--- EXERCISE ---
Below are the records. List every line holding the word "Tailwind".

--- RECORDS SHOWN ---
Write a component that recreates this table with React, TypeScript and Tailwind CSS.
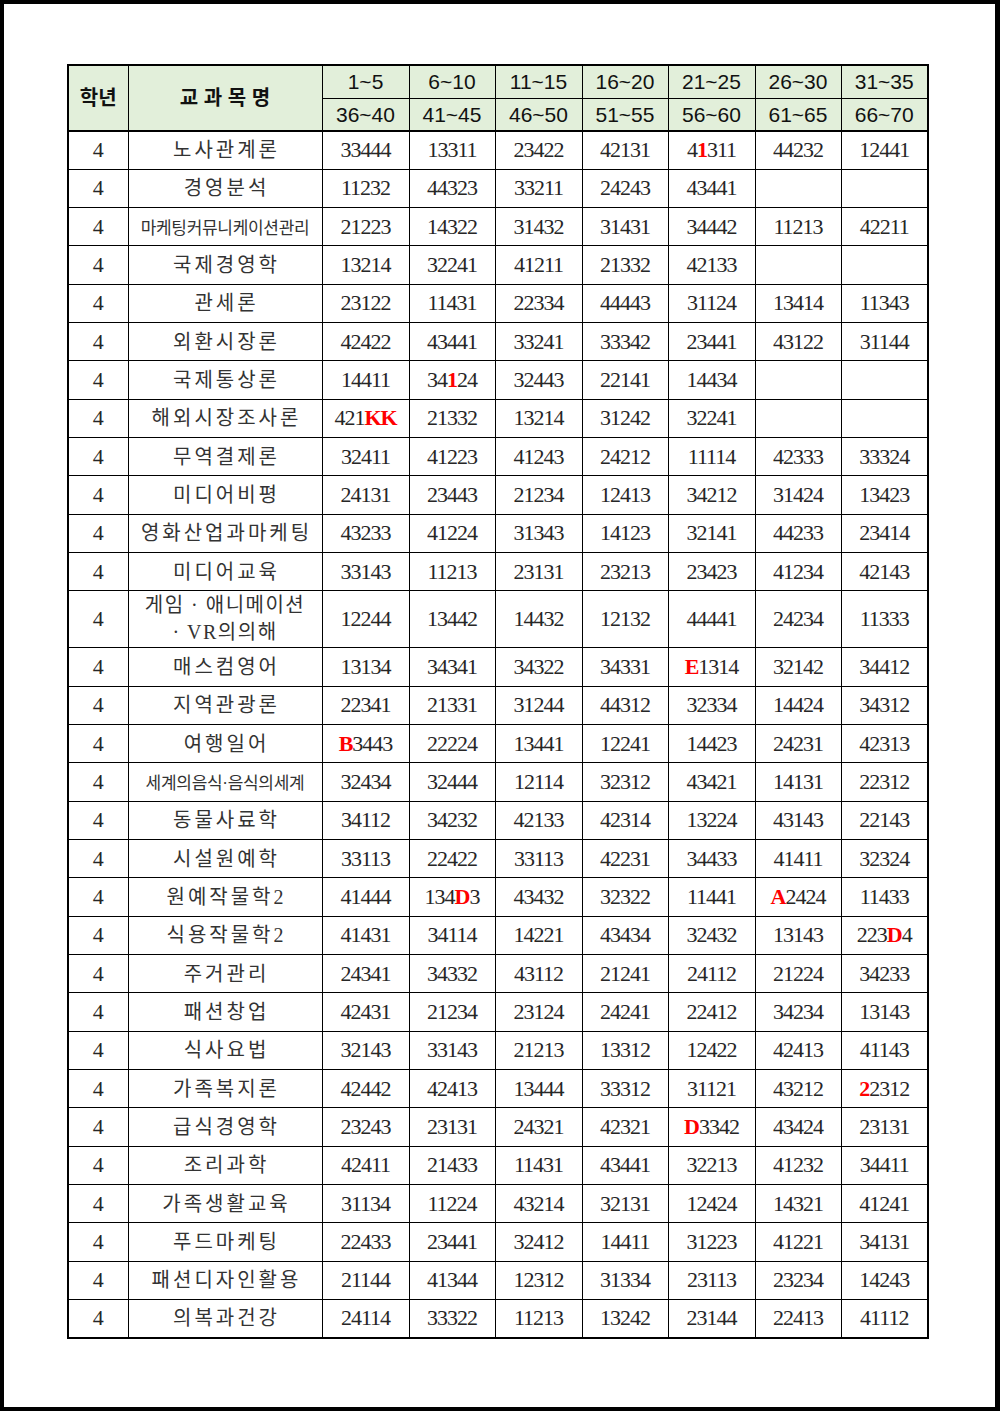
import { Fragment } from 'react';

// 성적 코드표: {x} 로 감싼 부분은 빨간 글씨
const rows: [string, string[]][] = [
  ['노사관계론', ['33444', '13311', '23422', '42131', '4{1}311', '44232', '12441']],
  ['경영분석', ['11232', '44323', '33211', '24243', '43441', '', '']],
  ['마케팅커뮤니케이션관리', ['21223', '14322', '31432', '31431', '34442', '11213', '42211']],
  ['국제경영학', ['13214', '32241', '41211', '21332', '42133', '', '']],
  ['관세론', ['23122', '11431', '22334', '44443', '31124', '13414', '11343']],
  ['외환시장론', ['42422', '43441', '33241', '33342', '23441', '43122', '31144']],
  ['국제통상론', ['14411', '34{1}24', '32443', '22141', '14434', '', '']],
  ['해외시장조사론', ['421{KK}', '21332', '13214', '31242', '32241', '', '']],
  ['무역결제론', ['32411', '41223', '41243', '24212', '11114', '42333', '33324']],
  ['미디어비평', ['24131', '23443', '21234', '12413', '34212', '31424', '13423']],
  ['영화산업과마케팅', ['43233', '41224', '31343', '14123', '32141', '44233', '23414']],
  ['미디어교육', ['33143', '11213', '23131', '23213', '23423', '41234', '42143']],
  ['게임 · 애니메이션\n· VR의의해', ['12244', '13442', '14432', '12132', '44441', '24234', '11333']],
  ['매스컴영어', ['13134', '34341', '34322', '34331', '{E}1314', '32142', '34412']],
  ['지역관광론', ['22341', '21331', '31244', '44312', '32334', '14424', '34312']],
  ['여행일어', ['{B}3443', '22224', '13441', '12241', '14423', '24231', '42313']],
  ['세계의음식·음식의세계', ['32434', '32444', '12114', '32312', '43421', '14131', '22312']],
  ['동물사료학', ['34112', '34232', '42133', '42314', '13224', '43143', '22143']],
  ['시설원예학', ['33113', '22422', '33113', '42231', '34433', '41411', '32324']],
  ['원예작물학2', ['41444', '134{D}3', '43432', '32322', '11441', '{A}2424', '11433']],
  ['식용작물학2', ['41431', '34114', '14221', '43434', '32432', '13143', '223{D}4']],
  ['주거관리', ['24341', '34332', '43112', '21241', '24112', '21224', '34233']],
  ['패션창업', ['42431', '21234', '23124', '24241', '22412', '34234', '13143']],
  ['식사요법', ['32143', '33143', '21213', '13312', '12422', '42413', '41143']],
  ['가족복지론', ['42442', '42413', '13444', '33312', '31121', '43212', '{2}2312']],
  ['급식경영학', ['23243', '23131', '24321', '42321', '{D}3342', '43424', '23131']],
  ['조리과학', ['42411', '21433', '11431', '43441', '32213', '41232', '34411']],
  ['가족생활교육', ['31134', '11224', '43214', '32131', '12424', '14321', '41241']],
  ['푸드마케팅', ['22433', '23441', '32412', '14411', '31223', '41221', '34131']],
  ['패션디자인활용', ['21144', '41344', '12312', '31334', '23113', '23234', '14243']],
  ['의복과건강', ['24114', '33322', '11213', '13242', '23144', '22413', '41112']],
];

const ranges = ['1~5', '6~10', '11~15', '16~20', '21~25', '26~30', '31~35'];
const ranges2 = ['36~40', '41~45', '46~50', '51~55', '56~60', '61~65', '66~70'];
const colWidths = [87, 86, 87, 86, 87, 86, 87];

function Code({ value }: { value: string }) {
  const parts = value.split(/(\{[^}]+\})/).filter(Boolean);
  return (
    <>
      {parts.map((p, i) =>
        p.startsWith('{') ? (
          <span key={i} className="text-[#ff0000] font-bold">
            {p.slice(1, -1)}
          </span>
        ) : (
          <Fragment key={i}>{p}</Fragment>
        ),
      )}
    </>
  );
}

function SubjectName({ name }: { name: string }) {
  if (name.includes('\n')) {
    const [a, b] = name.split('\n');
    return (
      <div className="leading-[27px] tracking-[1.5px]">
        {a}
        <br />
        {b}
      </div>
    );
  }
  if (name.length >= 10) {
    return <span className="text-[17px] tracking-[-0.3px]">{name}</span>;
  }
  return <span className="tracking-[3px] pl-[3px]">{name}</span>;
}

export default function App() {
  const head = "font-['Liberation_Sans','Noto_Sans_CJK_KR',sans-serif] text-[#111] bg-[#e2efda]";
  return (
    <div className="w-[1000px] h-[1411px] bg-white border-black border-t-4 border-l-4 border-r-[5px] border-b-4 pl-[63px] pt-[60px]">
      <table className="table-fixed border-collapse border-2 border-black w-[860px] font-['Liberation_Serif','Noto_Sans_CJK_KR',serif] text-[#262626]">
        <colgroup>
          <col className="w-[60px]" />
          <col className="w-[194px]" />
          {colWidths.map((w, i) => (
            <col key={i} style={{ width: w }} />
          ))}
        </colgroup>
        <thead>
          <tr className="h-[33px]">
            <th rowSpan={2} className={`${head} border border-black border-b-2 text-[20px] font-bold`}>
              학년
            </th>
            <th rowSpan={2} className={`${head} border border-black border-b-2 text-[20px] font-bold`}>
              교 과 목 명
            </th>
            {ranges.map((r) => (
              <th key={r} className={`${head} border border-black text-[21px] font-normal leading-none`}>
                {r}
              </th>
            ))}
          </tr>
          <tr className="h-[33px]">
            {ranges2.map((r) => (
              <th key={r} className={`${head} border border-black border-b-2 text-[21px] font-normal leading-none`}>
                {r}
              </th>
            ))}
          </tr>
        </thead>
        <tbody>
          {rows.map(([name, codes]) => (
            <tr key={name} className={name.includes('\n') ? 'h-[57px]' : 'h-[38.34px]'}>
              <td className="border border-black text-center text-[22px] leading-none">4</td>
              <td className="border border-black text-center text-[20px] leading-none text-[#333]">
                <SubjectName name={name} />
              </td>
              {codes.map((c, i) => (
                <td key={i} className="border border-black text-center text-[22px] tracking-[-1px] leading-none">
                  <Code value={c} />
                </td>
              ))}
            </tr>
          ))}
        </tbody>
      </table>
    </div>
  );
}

==

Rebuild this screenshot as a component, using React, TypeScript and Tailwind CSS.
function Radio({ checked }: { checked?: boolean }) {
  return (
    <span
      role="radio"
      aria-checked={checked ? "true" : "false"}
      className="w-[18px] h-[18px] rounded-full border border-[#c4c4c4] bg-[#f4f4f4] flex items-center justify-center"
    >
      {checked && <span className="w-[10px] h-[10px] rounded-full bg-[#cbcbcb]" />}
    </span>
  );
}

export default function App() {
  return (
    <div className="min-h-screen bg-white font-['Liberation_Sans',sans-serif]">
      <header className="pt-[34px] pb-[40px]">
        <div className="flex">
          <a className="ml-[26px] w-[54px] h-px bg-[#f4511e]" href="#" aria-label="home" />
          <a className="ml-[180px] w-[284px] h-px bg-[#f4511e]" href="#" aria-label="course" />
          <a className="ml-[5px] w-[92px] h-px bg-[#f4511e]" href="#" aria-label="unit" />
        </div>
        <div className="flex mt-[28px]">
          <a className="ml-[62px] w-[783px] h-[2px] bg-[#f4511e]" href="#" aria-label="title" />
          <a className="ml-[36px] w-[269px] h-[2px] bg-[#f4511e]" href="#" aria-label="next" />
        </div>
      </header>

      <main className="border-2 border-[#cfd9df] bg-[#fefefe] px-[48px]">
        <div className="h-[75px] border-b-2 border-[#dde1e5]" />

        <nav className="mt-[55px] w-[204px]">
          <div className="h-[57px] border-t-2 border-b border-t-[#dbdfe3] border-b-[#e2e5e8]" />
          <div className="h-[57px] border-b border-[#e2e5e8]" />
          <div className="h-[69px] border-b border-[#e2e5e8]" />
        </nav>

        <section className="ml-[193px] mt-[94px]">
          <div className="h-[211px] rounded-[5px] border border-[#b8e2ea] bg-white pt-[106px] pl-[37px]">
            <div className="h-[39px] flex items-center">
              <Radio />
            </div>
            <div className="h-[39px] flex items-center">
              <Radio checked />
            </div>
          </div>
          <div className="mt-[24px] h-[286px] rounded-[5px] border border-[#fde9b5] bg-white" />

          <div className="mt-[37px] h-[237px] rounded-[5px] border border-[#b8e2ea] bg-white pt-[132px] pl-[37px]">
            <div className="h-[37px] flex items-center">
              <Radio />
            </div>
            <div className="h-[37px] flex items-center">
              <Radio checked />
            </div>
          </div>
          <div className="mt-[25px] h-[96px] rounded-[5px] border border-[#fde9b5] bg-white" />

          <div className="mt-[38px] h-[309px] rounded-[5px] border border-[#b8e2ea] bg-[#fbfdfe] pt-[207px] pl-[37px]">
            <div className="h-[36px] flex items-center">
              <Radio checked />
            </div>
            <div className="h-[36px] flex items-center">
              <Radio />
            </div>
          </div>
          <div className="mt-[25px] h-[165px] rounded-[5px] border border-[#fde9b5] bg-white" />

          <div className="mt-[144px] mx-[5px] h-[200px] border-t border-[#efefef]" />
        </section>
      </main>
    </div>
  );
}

--- CORRECT OUTPUT ---
Write a component that recreates this table with React, TypeScript and Tailwind CSS.
Rebuild this screenshot as a component, using React, TypeScript and Tailwind CSS.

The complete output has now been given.